** Begin **

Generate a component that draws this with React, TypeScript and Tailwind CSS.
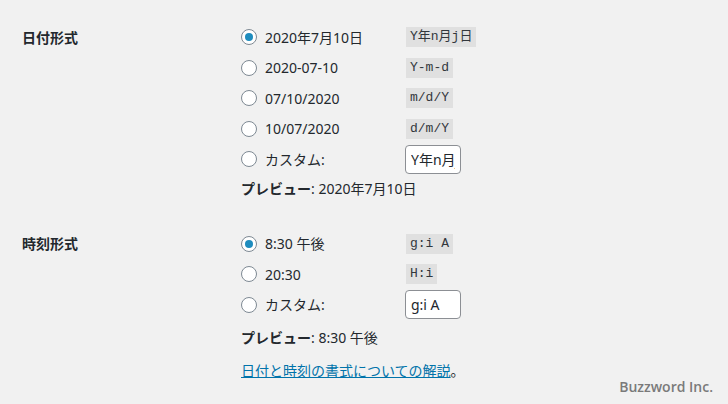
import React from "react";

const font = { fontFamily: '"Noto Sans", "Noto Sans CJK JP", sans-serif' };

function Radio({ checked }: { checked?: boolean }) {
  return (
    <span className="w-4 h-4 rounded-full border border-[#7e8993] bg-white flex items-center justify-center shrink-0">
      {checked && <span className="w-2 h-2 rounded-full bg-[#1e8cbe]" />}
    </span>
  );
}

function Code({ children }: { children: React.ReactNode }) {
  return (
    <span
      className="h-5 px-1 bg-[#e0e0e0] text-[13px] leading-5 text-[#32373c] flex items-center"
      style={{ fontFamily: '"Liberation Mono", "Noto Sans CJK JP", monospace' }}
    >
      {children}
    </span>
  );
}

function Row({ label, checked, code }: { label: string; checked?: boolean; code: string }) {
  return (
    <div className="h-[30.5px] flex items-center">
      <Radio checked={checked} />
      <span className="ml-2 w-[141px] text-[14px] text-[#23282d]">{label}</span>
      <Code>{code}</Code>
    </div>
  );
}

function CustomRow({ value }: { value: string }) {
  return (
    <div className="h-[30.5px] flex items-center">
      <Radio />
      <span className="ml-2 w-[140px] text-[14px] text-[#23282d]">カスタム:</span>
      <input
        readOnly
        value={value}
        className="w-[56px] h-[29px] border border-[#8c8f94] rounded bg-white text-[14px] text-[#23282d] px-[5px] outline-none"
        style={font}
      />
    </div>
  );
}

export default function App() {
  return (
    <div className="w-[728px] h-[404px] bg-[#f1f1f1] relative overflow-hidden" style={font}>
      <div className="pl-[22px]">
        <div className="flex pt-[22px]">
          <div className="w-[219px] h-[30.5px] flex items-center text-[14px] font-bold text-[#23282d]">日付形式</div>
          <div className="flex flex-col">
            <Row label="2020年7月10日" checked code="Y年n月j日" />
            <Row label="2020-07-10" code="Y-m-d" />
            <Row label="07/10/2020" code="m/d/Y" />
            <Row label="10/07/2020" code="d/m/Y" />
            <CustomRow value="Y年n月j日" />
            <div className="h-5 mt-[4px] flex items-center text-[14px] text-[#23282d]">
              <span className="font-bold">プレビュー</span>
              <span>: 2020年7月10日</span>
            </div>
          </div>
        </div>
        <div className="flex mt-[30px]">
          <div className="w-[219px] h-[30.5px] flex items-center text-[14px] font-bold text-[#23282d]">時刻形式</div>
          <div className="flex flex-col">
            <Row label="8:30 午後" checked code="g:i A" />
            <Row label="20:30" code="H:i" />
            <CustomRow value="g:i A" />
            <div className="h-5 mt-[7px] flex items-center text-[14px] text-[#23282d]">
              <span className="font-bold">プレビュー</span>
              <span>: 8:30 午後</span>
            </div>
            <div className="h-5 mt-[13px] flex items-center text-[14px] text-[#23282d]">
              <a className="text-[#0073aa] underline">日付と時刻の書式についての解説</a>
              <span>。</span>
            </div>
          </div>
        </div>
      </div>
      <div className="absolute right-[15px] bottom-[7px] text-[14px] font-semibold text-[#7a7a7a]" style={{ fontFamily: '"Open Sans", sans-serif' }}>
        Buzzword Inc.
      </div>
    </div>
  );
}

** End **

## Exercise requirements
Copy the material above in full and exactly, skipping pictures.

## Written response
Generate a component that draws this with React, TypeScript and Tailwind CSS.
import React from "react";

const font = { fontFamily: '"Noto Sans", "Noto Sans CJK JP", sans-serif' };

function Radio({ checked }: { checked?: boolean }) {
  return (
    <span className="w-4 h-4 rounded-full border border-[#7e8993] bg-white flex items-center justify-center shrink-0">
      {checked && <span className="w-2 h-2 rounded-full bg-[#1e8cbe]" />}
    </span>
  );
}

function Code({ children }: { children: React.ReactNode }) {
  return (
    <span
      className="h-5 px-1 bg-[#e0e0e0] text-[13px] leading-5 text-[#32373c] flex items-center"
      style={{ fontFamily: '"Liberation Mono", "Noto Sans CJK JP", monospace' }}
    >
      {children}
    </span>
  );
}

function Row({ label, checked, code }: { label: string; checked?: boolean; code: string }) {
  return (
    <div className="h-[30.5px] flex items-center">
      <Radio checked={checked} />
      <span className="ml-2 w-[141px] text-[14px] text-[#23282d]">{label}</span>
      <Code>{code}</Code>
    </div>
  );
}

function CustomRow({ value }: { value: string }) {
  return (
    <div className="h-[30.5px] flex items-center">
      <Radio />
      <span className="ml-2 w-[140px] text-[14px] text-[#23282d]">カスタム:</span>
      <input
        readOnly
        value={value}
        className="w-[56px] h-[29px] border border-[#8c8f94] rounded bg-white text-[14px] text-[#23282d] px-[5px] outline-none"
        style={font}
      />
    </div>
  );
}

export default function App() {
  return (
    <div className="w-[728px] h-[404px] bg-[#f1f1f1] relative overflow-hidden" style={font}>
      <div className="pl-[22px]">
        <div className="flex pt-[22px]">
          <div className="w-[219px] h-[30.5px] flex items-center text-[14px] font-bold text-[#23282d]">日付形式</div>
          <div className="flex flex-col">
            <Row label="2020年7月10日" checked code="Y年n月j日" />
            <Row label="2020-07-10" code="Y-m-d" />
            <Row label="07/10/2020" code="m/d/Y" />
            <Row label="10/07/2020" code="d/m/Y" />
            <CustomRow value="Y年n月j日" />
            <div className="h-5 mt-[4px] flex items-center text-[14px] text-[#23282d]">
              <span className="font-bold">プレビュー</span>
              <span>: 2020年7月10日</span>
            </div>
          </div>
        </div>
        <div className="flex mt-[30px]">
          <div className="w-[219px] h-[30.5px] flex items-center text-[14px] font-bold text-[#23282d]">時刻形式</div>
          <div className="flex flex-col">
            <Row label="8:30 午後" checked code="g:i A" />
            <Row label="20:30" code="H:i" />
            <CustomRow value="g:i A" />
            <div className="h-5 mt-[7px] flex items-center text-[14px] text-[#23282d]">
              <span className="font-bold">プレビュー</span>
              <span>: 8:30 午後</span>
            </div>
            <div className="h-5 mt-[13px] flex items-center text-[14px] text-[#23282d]">
              <a className="text-[#0073aa] underline">日付と時刻の書式についての解説</a>
              <span>。</span>
            </div>
          </div>
        </div>
      </div>
      <div className="absolute right-[15px] bottom-[7px] text-[14px] font-semibold text-[#7a7a7a]" style={{ fontFamily: '"Open Sans", sans-serif' }}>
        Buzzword Inc.
      </div>
    </div>
  );
}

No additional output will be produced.